▸ **GIVEN TASK**
Check every line below for the string "this", and copy the lines that contain it.

▸ **INPUT ROWS**
......

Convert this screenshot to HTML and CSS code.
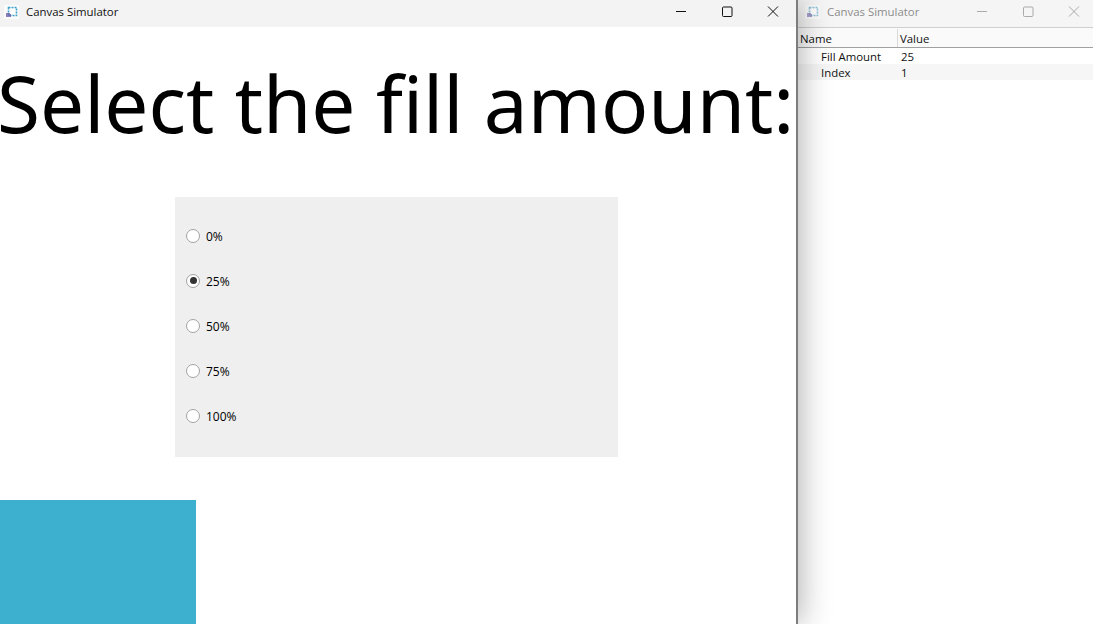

......

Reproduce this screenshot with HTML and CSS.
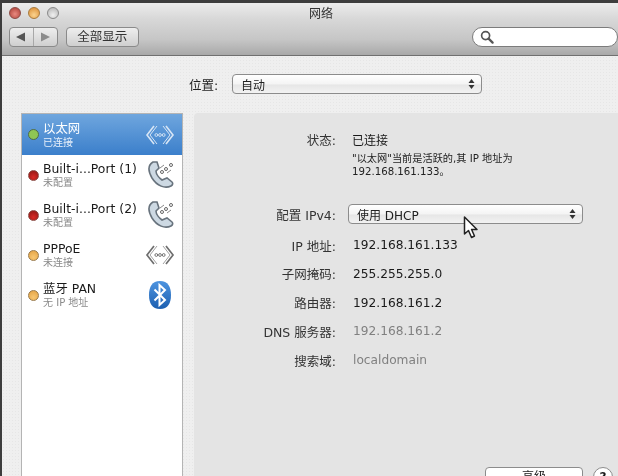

......

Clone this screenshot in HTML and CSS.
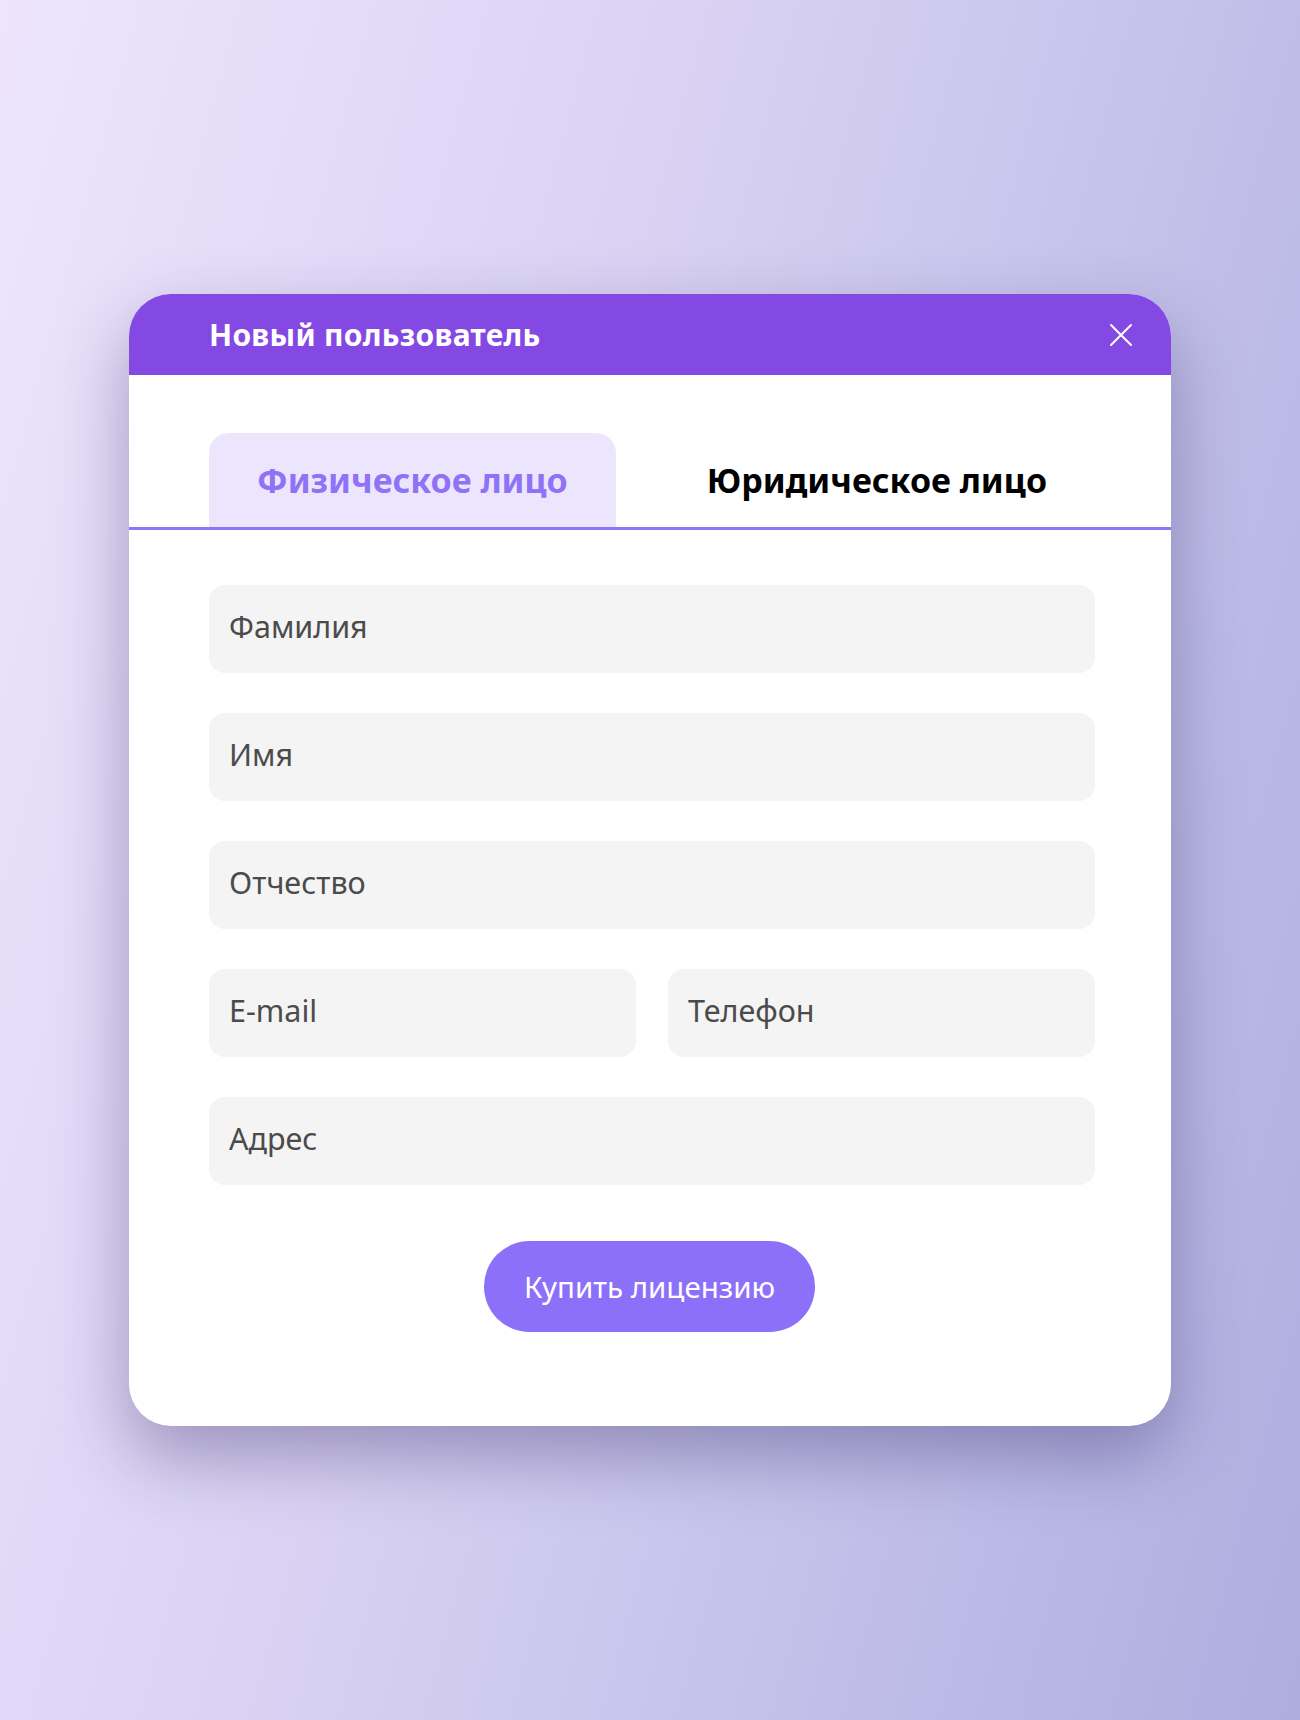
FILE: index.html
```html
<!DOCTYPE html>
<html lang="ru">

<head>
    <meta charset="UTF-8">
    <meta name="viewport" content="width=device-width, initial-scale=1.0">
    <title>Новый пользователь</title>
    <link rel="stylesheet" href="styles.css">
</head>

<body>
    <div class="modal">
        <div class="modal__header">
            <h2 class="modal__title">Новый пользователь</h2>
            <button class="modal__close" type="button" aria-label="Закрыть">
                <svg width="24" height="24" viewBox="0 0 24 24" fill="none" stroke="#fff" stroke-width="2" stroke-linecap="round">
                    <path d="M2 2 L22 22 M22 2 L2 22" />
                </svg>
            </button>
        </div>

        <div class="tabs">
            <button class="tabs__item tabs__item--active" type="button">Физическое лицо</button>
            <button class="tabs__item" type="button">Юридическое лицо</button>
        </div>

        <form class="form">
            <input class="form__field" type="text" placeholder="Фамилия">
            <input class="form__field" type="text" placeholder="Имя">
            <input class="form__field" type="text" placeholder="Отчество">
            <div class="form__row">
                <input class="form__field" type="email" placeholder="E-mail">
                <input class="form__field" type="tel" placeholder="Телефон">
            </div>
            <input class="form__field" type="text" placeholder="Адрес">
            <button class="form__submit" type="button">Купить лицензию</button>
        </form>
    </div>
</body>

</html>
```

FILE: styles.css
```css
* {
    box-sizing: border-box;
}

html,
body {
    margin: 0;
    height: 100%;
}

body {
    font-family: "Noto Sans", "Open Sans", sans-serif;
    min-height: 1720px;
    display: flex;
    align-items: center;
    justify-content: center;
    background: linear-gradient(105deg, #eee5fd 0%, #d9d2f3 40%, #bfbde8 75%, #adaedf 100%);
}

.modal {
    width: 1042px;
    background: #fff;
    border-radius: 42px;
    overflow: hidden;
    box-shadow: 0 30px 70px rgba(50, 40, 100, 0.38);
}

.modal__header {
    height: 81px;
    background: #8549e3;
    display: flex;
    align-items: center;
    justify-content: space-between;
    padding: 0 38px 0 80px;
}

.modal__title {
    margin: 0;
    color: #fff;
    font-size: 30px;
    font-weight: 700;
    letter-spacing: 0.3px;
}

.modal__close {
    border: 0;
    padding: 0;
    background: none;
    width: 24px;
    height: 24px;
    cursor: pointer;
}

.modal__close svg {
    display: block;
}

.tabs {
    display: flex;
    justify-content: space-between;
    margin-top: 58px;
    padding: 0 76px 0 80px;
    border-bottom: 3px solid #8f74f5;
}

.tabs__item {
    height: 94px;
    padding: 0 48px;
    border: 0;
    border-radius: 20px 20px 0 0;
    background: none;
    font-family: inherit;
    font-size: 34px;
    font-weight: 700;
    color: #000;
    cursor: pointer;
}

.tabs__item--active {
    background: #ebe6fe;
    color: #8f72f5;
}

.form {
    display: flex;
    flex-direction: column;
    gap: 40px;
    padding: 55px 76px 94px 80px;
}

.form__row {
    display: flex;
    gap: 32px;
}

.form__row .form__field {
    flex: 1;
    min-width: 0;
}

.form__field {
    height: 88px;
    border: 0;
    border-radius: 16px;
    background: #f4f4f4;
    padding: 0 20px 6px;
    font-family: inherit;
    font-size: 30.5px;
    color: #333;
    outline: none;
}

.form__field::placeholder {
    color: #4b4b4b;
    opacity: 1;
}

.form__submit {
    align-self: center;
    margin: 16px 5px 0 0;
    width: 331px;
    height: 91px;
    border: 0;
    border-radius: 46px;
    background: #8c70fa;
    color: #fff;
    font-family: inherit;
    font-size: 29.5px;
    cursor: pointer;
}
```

......

▸ **ANSWER FOR THE TASK**
Convert this screenshot to HTML and CSS code.
Reproduce this screenshot with HTML and CSS.
Clone this screenshot in HTML and CSS.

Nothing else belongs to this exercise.